Field campaigns for tsunami stratigraphy emphasize careful sampling and documentation. Researchers log precise GPS coordinates, depth, and orientation for each deposit, enabling accurate reconstruction later in the lab. They collect bulk samples for grain-size analysis, magnetic susceptibility tests, and microfossil identification. Preservation conditions influence interpretability, so sites with rapid burial or minimal bioturbation are especially valuable. Standardized protocols ensure comparability across regions, paving the way for large-scale syntheses that reveal regional patterns. The resulting datasets support global assessments of tsunami hazard and provide a framework for ongoing monitoring as coastlines evolve.
Integrating field results with climate proxies enriches the interpretation. Periods of climatic stress, such as El Niño–Southern Oscillation variability or severe droughts, may coincide with heightened tsunami activity via factors like destabilized coastal sediments. Conversely, stable climate windows can yield clearer records of low-magnitude events that would otherwise be buried in background sedimentation. By cross-referencing oceanographic data, shoreline erosion histories, and sediment supply changes, researchers produce a more nuanced understanding of how environmental factors shape the tsunami record over centuries or millennia.
Long, well-dated archives enable probabilistic forecasting for coastal zones. Historical recurrence patterns—when repeated with spatial coherence—support scenario planning for infrastructure, insurance, and emergency response. This information helps prioritize mitigation investments, such as early warning systems, flood barriers, and evacuation routes integrated with urban design. Communities can exploit knowledge of past magnitudes to test resilience thresholds and to model failures under extreme but plausible conditions. Although not perfect, ancient tsunami records refine expectations about what extreme inundation might look like in the current coastal landscape.
Looking forward, embracing interdisciplinary collaboration will strengthen the value of stratigraphic tsunami research. Geologists, archaeologists, engineers, and climate scientists must share data, methods, and uncertainty estimates openly.

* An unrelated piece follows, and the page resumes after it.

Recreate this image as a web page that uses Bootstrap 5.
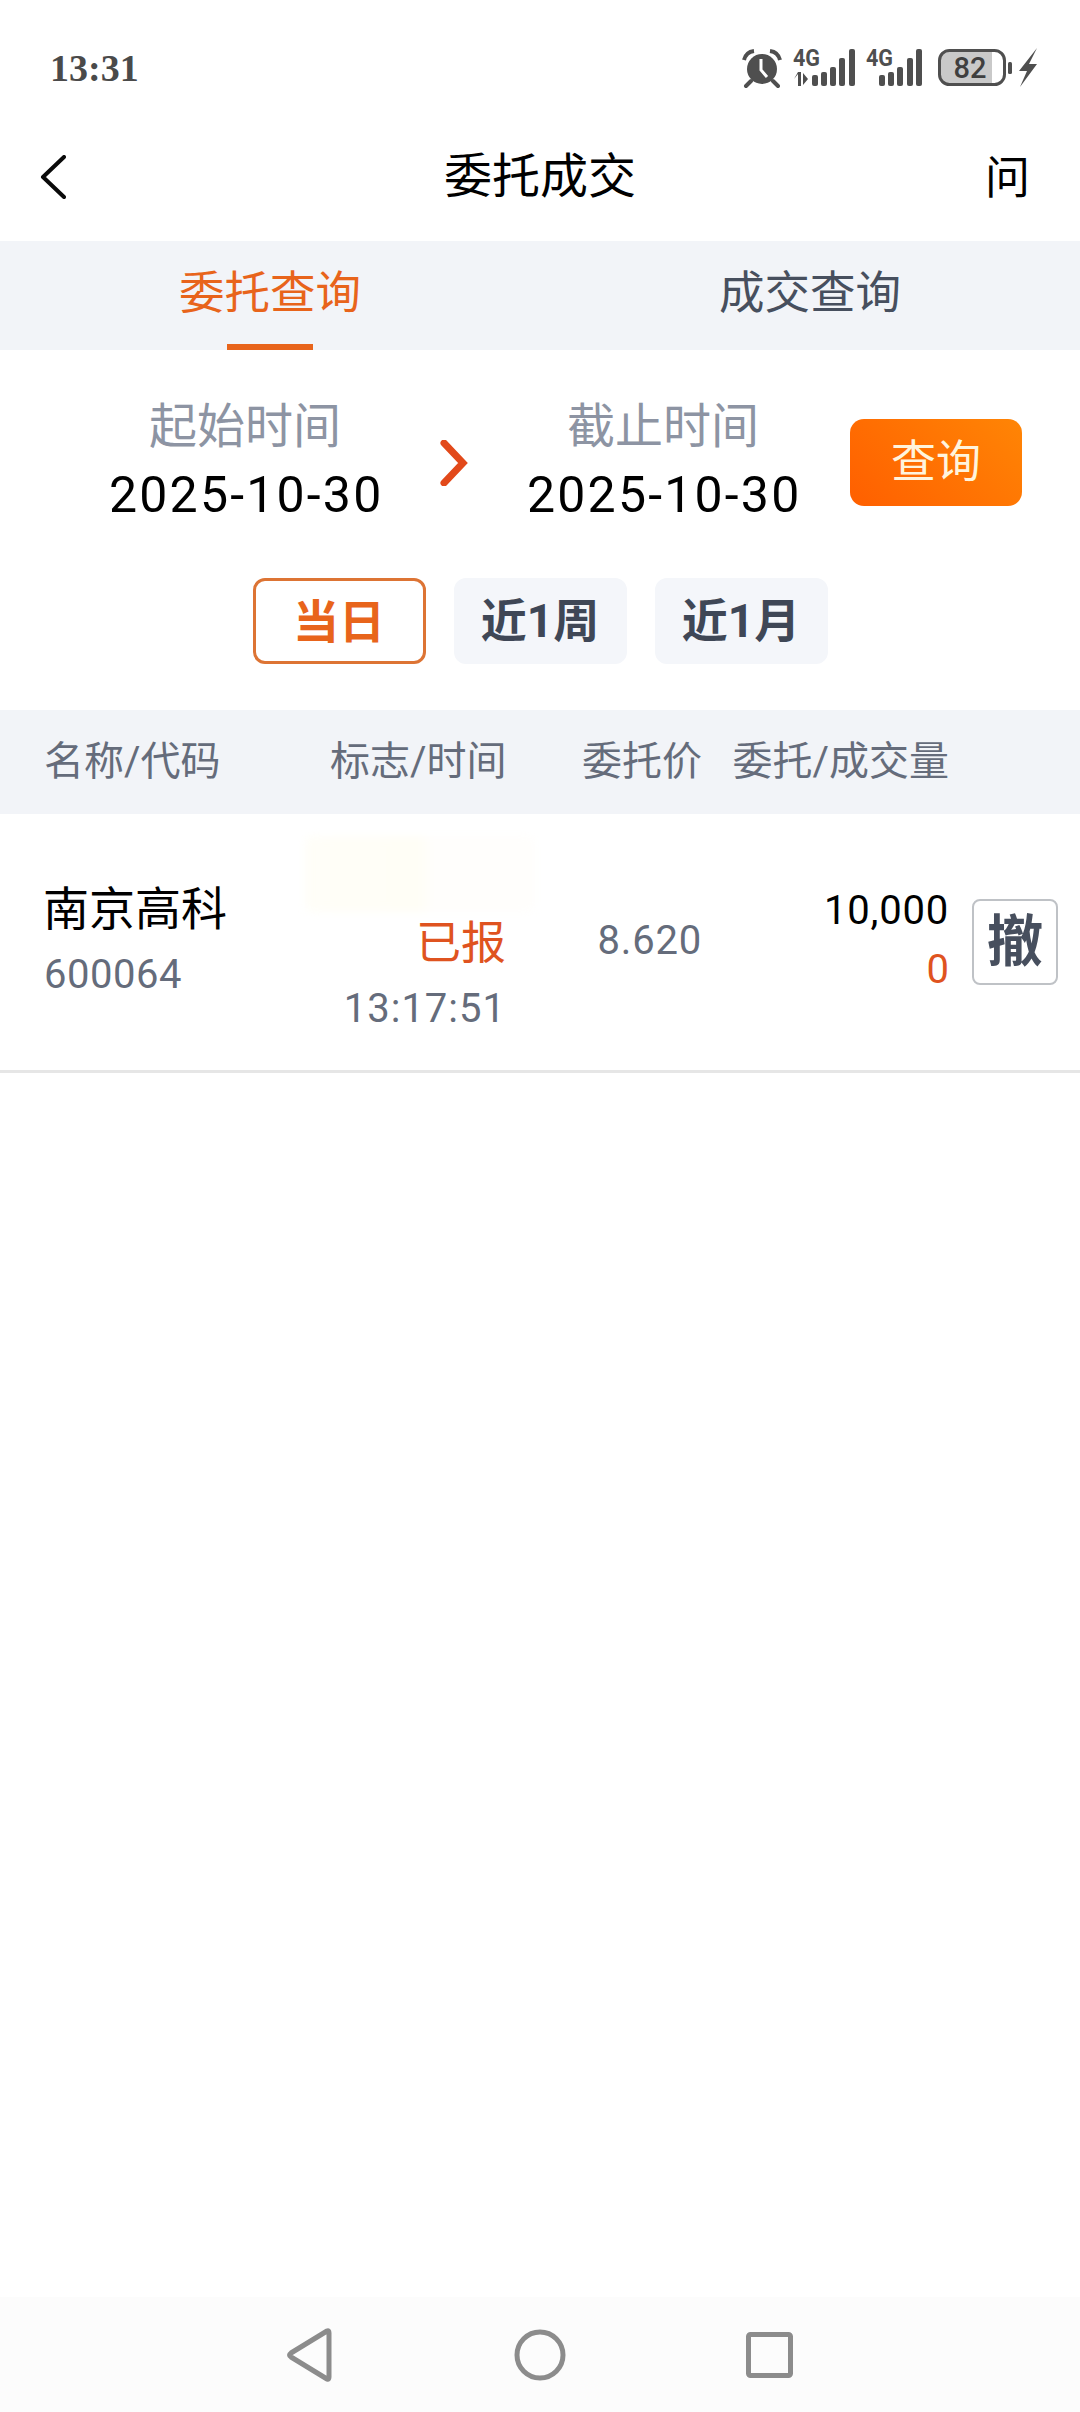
<!DOCTYPE html>
<html lang="zh-CN">
<head>
<meta charset="utf-8">
<title>委托成交</title>
<link rel="stylesheet" href="https://cdn.jsdelivr.net/npm/bootstrap@5.3.0/dist/css/bootstrap.min.css">
<style>
html,body{width:1080px;height:2412px;margin:0;overflow:hidden;background:#fff}
body{font-family:Roboto,"Noto Sans CJK SC",sans-serif;color:#000}
.page-wrap{height:2412px}
.status-strip{height:118px;padding:46px 38px 0 50px}
.clock-text{font-family:"Liberation Serif",serif;font-weight:700;font-size:38px;line-height:44px;color:#4a4a4a}
.status-icons{height:44px}
.top-nav{height:123px;padding:0 50px 0 40px}
.nav-back{margin-top:-6px}
.nav-title{font-size:48px;line-height:60px;position:absolute;left:0;right:0;top:29px;text-align:center}
.nav-q{font-size:45px;line-height:60px;margin-top:-1px}
.tab-strip{height:109px;background:#f2f4f8}
.tab-cell{font-size:45.500px;line-height:60px;color:#474f5e;padding-top:23px;text-align:center;position:relative}
.tab-cell.is-on{color:#e8641b}
.tab-cell.is-on::after{content:"";position:absolute;left:50%;bottom:0;width:86px;height:6px;margin-left:-43px;background:#e8641b}
.date-row{padding:47px 58px 0 109px}
.date-col{width:272px;text-align:center}
.date-label{font-size:48px;line-height:60px;color:#8d94a3;white-space:nowrap}
.date-value{font-size:50px;line-height:60px;color:#000;margin-top:8px;white-space:nowrap;letter-spacing:2.2px}
.arrow-col{width:146px;margin-top:4px}
.query-btn{width:172px;height:87px;border:0;border-radius:14px;background:linear-gradient(45deg,#ff5f00,#ff8505);color:#fff4dc;font-size:45px;line-height:87px;padding:0;margin-left:51px;margin-top:2px}
.range-row{padding-top:53px;gap:28px;padding-left:0}
.range-btn{width:173px;height:86px;border-radius:12px;background:#f4f6fa;color:#3f4756;font-size:46px;font-weight:700;line-height:82px;border:2px solid #f4f6fa;padding:0;text-align:center}
.range-btn.is-on{background:#fff;border:3px solid #dd7434;color:#e8641b}
.head-grid,.order-grid{display:grid;grid-template-columns:286px 176px 196px 247px 24px 85px;padding-left:44px}
.head-grid{margin-top:46px;height:104px;background:#f2f4f8;font-size:40px;line-height:104px;color:#656c7b;white-space:nowrap}
.cell-end{text-align:right}
.order-grid{height:259px;border-bottom:3px solid #e6e6e6;position:relative}
.stock-name{font-size:46px;line-height:56px;margin-top:67px;margin-left:-1px}
.stock-code{font-size:40px;line-height:48px;color:#656c7b;margin-top:14px;letter-spacing:.5px}
.flag-blob{position:absolute;left:305px;top:22px;width:230px;height:76px;background:linear-gradient(90deg,#fffef8 0%,#fffef6 50%,#fffefc 55%,#fffefc 100%);border-radius:8px;filter:blur(4px)}
.flag-text{font-size:45px;line-height:56px;color:#df5320;margin-top:102px;position:relative}
.flag-time{font-size:40px;line-height:48px;color:#656c7b;margin-top:13px;letter-spacing:1px}
.price-text{font-size:40px;line-height:48px;color:#656c7b;margin-top:103px;letter-spacing:.8px}
.qty-one{font-size:40px;line-height:48px;margin-top:73px;letter-spacing:.8px}
.qty-two{font-size:40px;line-height:48px;color:#df5320;margin-top:11px}
.cancel-btn{grid-column:6;width:86px;height:86px;margin-top:85px;margin-left:-1px;border:2px solid #bfc2c6;border-radius:8px;background:#fff;color:#474f5e;font-size:56px;font-weight:700;line-height:80px;text-align:center;padding:0}
.gesture-bar{position:absolute;left:0;right:0;bottom:0;height:115px;background:#fcfcfc}
</style>
</head>
<body>
<div class="page-wrap d-flex flex-column position-relative">
  <div class="status-strip d-flex justify-content-between align-items-start">
    <div class="clock-text">13:31</div>
    <svg class="status-icons" width="300" height="44" viewBox="0 0 300 44" fill="#4f4f4f" font-family="Roboto,sans-serif" font-weight="700">
      <g transform="translate(0,3)">
        <circle cx="20" cy="20" r="15"/>
        <path d="M2 11 Q4 3 12 2 M28 2 Q36 3 38 11" fill="none" stroke="#4f4f4f" stroke-width="4"/>
        <path d="M9 32 L4 37 M31 32 L36 37" stroke="#4f4f4f" stroke-width="4" stroke-linecap="round"/>
        <path d="M19 10 V21 L25 28" fill="none" stroke="#fff" stroke-width="3"/>
      </g>
      <text x="51" y="20" font-size="23" textLength="27" lengthAdjust="spacingAndGlyphs">4G</text>
      <path d="M52 33 l4 -5 v12 h3 v-14 h-3 z M61 27 l5 6 l-5 6 z"/>
      <rect x="70" y="29" width="6" height="11" rx="2"/><rect x="79" y="26" width="6" height="14" rx="2"/><rect x="88" y="21" width="6" height="19" rx="2"/><rect x="97" y="12" width="6" height="28" rx="2"/><rect x="107" y="3" width="6" height="37" rx="2"/>
      <text x="124" y="20" font-size="23" textLength="27" lengthAdjust="spacingAndGlyphs">4G</text>
      <rect x="137" y="29" width="6" height="11" rx="2"/><rect x="146" y="26" width="6" height="14" rx="2"/><rect x="155" y="21" width="6" height="19" rx="2"/><rect x="165" y="12" width="6" height="28" rx="2"/><rect x="174" y="3" width="6" height="37" rx="2"/>
      <path d="M204 5 H250 V37 H204 Q198 37 198 31 V11 Q198 5 204 5 z" fill="#c9c9c9"/>
      <rect x="197.500" y="4.500" width="65" height="34" rx="10" fill="none" stroke="#4f4f4f" stroke-width="3"/>
      <text x="228" y="32" font-size="29" font-weight="500" text-anchor="middle" fill="#3f3f3f">82</text>
      <rect x="266" y="16" width="4" height="12" rx="1.500"/>
      <path d="M295 2 L277 25 H285 L278 41 L295 18 H287 z"/>
    </svg>
  </div>
  <nav class="top-nav d-flex justify-content-between align-items-center position-relative">
    <svg class="nav-back" width="26" height="44" viewBox="0 0 26 44"><path d="M24 2 L3 22 L24 42" fill="none" stroke="#0a0a0a" stroke-width="4" stroke-linecap="round" stroke-linejoin="round"/></svg>
    <div class="nav-title">委托成交</div>
    <div class="nav-q">问</div>
  </nav>
  <div class="tab-strip row g-0">
    <div class="col-6 tab-cell is-on">委托查询</div>
    <div class="col-6 tab-cell">成交查询</div>
  </div>
  <div class="date-row d-flex align-items-center">
    <div class="date-col"><div class="date-label">起始时间</div><div class="date-value">2025-10-30</div></div>
    <div class="arrow-col d-flex justify-content-center">
      <svg width="28" height="46" viewBox="0 0 28 46"><path d="M4 3 L23 23 L4 43" fill="none" stroke="#e2491a" stroke-width="7" stroke-linecap="round"/></svg>
    </div>
    <div class="date-col"><div class="date-label">截止时间</div><div class="date-value">2025-10-30</div></div>
    <button class="btn query-btn" type="button">查询</button>
  </div>
  <div class="range-row d-flex justify-content-center">
    <button class="btn range-btn is-on" type="button">当日</button>
    <button class="btn range-btn" type="button">近1周</button>
    <button class="btn range-btn" type="button">近1月</button>
  </div>
  <div class="head-grid">
    <div>名称/代码</div>
    <div class="cell-end">标志/时间</div>
    <div class="cell-end">委托价</div>
    <div class="cell-end">委托/成交量</div>
  </div>
  <div class="order-grid">
    <div class="flag-blob"></div>
    <div><div class="stock-name">南京高科</div><div class="stock-code">600064</div></div>
    <div class="cell-end"><div class="flag-text">已报</div><div class="flag-time">13:17:51</div></div>
    <div class="cell-end"><div class="price-text">8.620</div></div>
    <div class="cell-end"><div class="qty-one">10,000</div><div class="qty-two">0</div></div>
    <button class="btn cancel-btn" type="button">撤</button>
  </div>
  <div class="gesture-bar d-flex">
    <svg width="1080" height="115" viewBox="0 0 1080 115" fill="none" stroke="#8c8c8c" stroke-width="5" stroke-linejoin="round">
      <path d="M327 34 L291 56 Q288 58 291 60 L327 82 Q329 83 329 80 V36 Q329 33 327 34 z"/>
      <circle cx="540" cy="58" r="23"/>
      <rect x="748.500" y="37.500" width="42" height="41" rx="2"/>
    </svg>
  </div>
</div>
<script src="https://cdn.jsdelivr.net/npm/bootstrap@5.3.0/dist/js/bootstrap.bundle.min.js"></script>
</body>
</html>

Open databases of cores, dates, and proxy measurements will accelerate cross-regional syntheses and improve predictive models. Training programs that emphasize field skills alongside computational analysis will equip a new generation to interpret complex coastal histories. As coastal societies confront dynamic seas, the lessons encoded in ancient deposits become a critical resource for safeguarding communities and guiding adaptive planning for decades to come.